Portrait of Gouverneur Morris by Ezra Ames. Avery Architectural & Fine Arts Library, Columbia University in the City of New York.

The history books typically refer to the Founding Fathers of the United States with pomp and reverence. Paintings and images of the era often show staid men in white wigs who seem to have lived stuffy lives. None of that applies to Gouverneur Morris. This Founding Father was an unrepentant rebel, rogue, diplomat and consummate ladies’ man.

At 6-foot-4, Morris was handsome and witty. He was fond of the ladies, and married or not, they were equally fond of him. In addition to romancing a bevy of women of New York high society and even more in Philadelphia, Morris’ lovers would also include an Italian noblewoman from Milan, the wife of a banker and diplomat in Leipzig, a Prussian King’s mistress, his landlord’s daughter in Denmark, and the wife of the Keeper of the Gardens in the Louvre (and also mistress to the heir to the French throne).

Morris’ left leg was amputated when he was a young man. The official story was that it had been crushed in a carriage accident. However, rumors abounded that it was actually injured when he leapt from a second story balcony to avoid a jealous husband who caught him in bed with his wife. Losing his leg didn’t slow Morris’ romantic adventures down at all. In fact, his friend John Jay even wrote that he wished Morris “had lost something else.”

Morris was born to a wealthy family in 1752 in what would be known today as the Bronx in New York. Even from his early years, he was charming, clever, irreverent and never afraid to say what he really thought – a trait that would get him into and out of trouble his entire life.

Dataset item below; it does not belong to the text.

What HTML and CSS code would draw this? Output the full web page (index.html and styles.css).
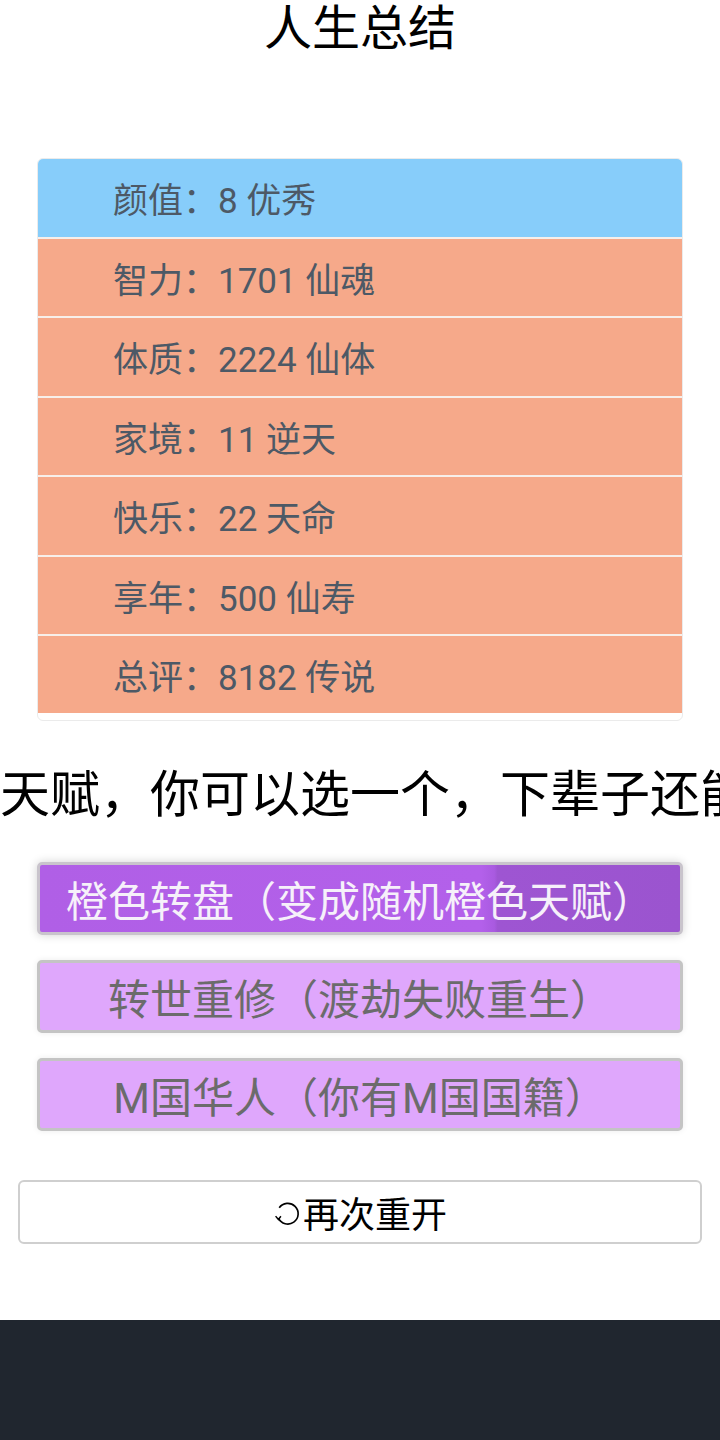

He was accepted to Kings College (now Columbia University) at only twelve years old, after which he went on to study law. At twenty four, he became the youngest member of the New York Provincial Congress. It was only a year later that the battles at Lexington and Concord signaled the start of the American Revolution – “the shot heard ‘round the world.” Morris embraced the idea of independence from Great Britain.

His aristocratic family did not approve. His mother was a staunch supporter of the British and his brother an officer in the British Army.  In fact, Morris found himself turned out of his own home when his mother donated their house to the British army to use for military purposes. He moved to Pennsylvania and wouldn’t see his mother again for seven years.

Morris was a strong supporter of George Washington. The two were friends from the first time they met at Valley Forge in 1778, a pivotal point in the war. Morris, upon seeing the suffering of the soldiers of the continental army, the “army of skeletons . . . naked, starved, sick, discouraged,” committed to supporting Washington’s troops with funds and supplies so they could continue the battle for independence.  The two men would remain good friends for the rest of their lives.

Gouverneur Morris portrait bust by Jean-Antoine Houdon, 1789, Paris. Morris would go on to become America’s second minister to France. He left one revolution and found himself right in the middle of another. He served during the bloodiest days of the French Revolution. Morris was eventually thrown out of France when it was discovered he was part of a plot to rescue Marie Antoinette from the guillotine.

After the war, along with George Washington, Morris would attend the Constitutional Convention. Representatives of the original thirteen states were invited to discuss, debate and decide how they would be governed. Morris was very outspoken and forceful about his opinions, especially on slavery. He believed slavery was a “nefarious institution,” and “the curse of heaven on the states where it prevailed.” Over the three months of the convention, a fiery Morris gave 173 speeches, more than any other attendee. This is especially impressive when you consider that he was away on family business for one of those months.

Morris was assigned the job of writing out the final language of what would become the United States Constitution. He completed the work in three days. However, he didn’t just write down what had been agreed upon; he actually made several sly changes, the most impactful being to the Preamble.

The original language in the Constitution draft said: “We the People of the States of New-Hampshire, Massachusetts, Rhode-Island and Providence Plantations, Connecticut, New-York, New-Jersey, Pennsylvania, Delaware, Maryland, Virginia, North-Carolina, South-Carolina, and Georgia  – do ordain, declare and establish the following Constitution for the Government of Ourselves and our Posterity.” It’s a document about how states will govern themselves.

Morris changed it to: “We, the People of the United States, in order to form a more perfect union, to establish justice, insure domestic tranquility, provide for the common defence, promote the general welfare, and secure the blessings of liberty to ourselves and our Posterity, do ordain and establish this Constitution for the United States of America.”

At the time, most colonists still thought of themselves as citizens of individual states. Morris’ alteration changed it from a document about a confederation of states working together to states coming together as a new, unified nation – America.